The closest to the Bible is the Babylonian report. The universality of the
tradition of the flood speaks seriously for its having a basis in some actual
world-wide event which was imprinted on the memory of peoples and preserved
during the course of many ages.
The historicity of the Biblical flood account is
confirmed by the tradition existing in many places as to the occurrence of a
similar catastrophe. F. von Schwarz (Sintfluth und Völkerwanderungen, pp. 8-18) enumerates sixty-three
such flood stories which are, in his opinion, independent of the Biblical
account. R. Andree (Die Flutsagen
ethnographisch betrachtet)
discusses eighty-eight different flood stories, and considers sixty-two of them
as independent of the Chaldee and Hebrew tradition.

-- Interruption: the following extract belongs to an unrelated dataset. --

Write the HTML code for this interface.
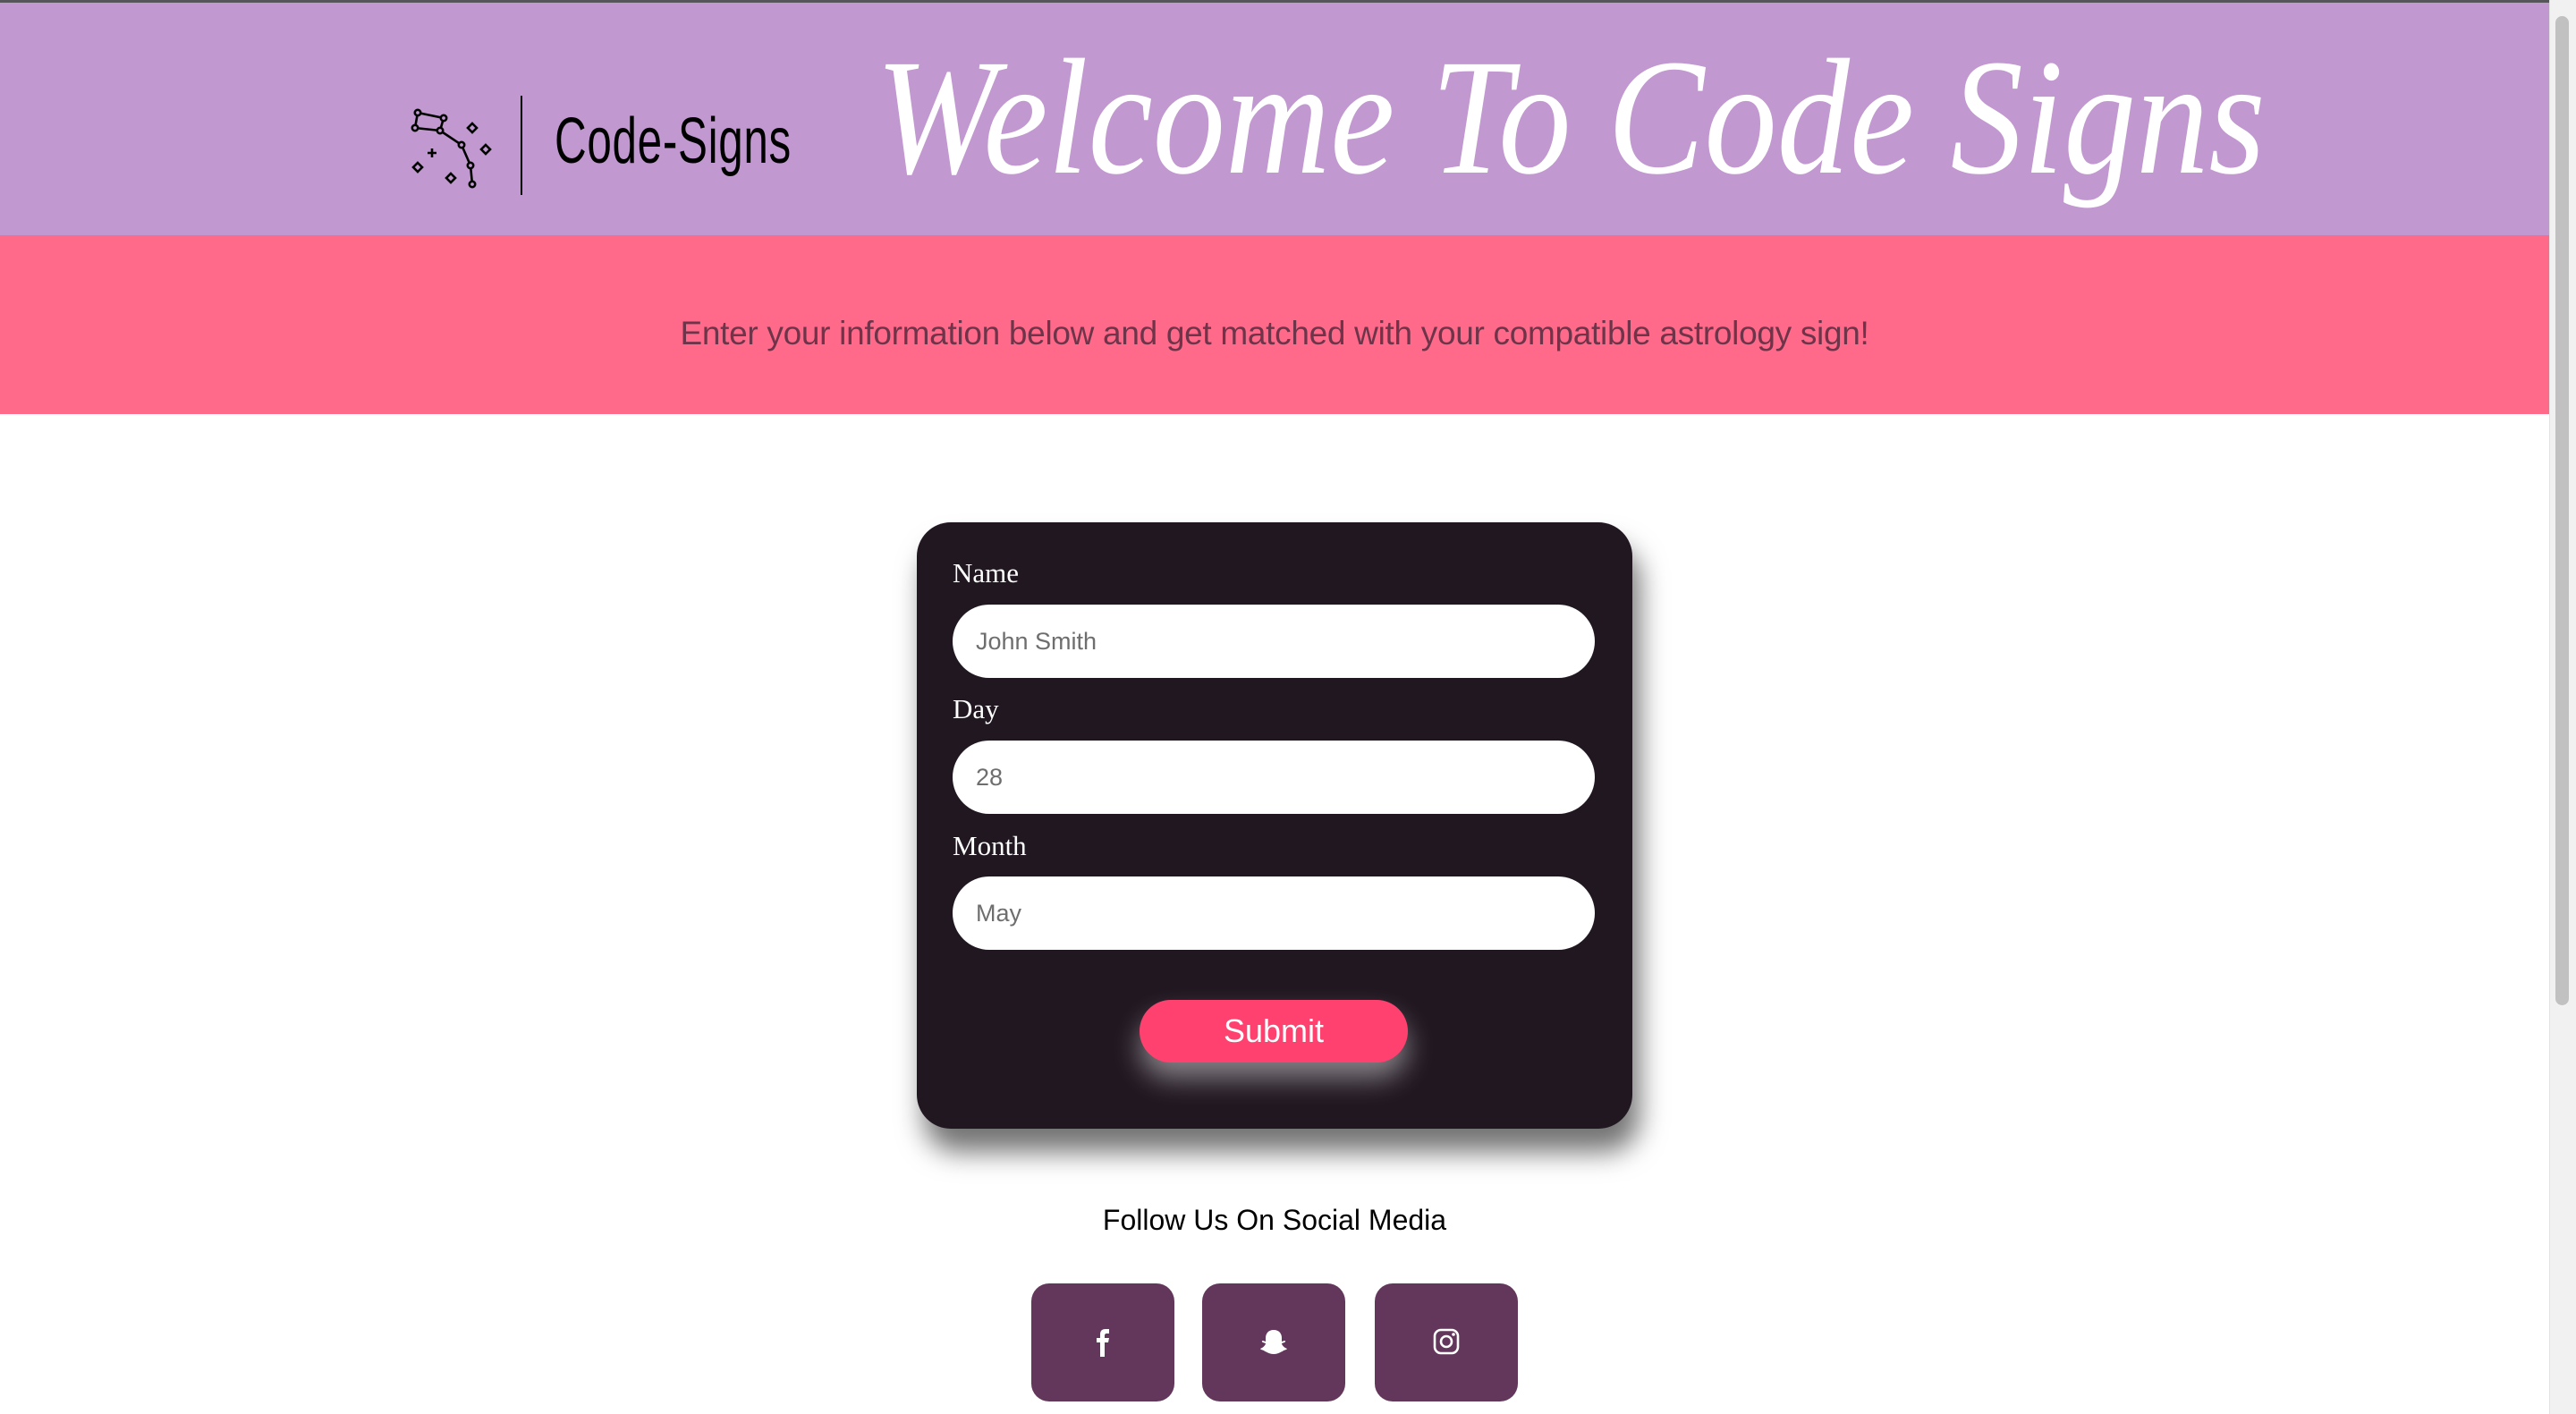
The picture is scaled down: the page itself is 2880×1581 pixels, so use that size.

Moreover, these stories extend through all the races of the earth excepting the
African; these are excepted, not because it is certain
that they do not possess any flood traditions, but because their traditions
have not as yet been sufficiently investigated. Lenormant
pronounces the flood story as the most universal tradition in the history of
primitive man, and Franz Delitzsch was of opinion
that we might as well consider the history of Alexander the Great a myth, as to
call the flood tradition a fable. It would, indeed, be a greater miracle than
that of the deluge itself, if the various and different conditions surrounding
the several nations of the earth had produced among
them a tradition substantially identical. Like the
Hebrews, Babylonians, Greeks, Norsemen, and other peoples of the Old World, many Indian tribes
of North and South America had traditions of a deluge. . . . 'When the earliest missionaries
came' . . . , the Reverend Myron Eells reported in
1878, 'they found that those Indians had their traditions of a flood, and that
one man and his wife were saved on a raft.'” (Indian Legends of the Pacific Northwest).
One Bible
scholar correctly observed that “the destruction of well nigh the whole human
race in an early age of the world's history by a great deluge appears to have
so impressed the minds of the few survivors and seems to have been handed down
to their children, in consequence, with such terror-struck impressiveness, that
their remote descendants of the present day have not even yet forgotten it. It
appears in almost every mythology, and lives in the most distant countries and
among the most barbarous tribes.”
2. The geological
research suggests there was indeed a vast, sudden and deadly flood around 5,600
B.C., close enough to the possible time of Noah. Until now, the best stab at
modern scientific corroboration of the Flood was the work of British
archeologist Charles Leonard Woolley, who caused a
sensation with his 1929 book “Ur of the Chaldees,”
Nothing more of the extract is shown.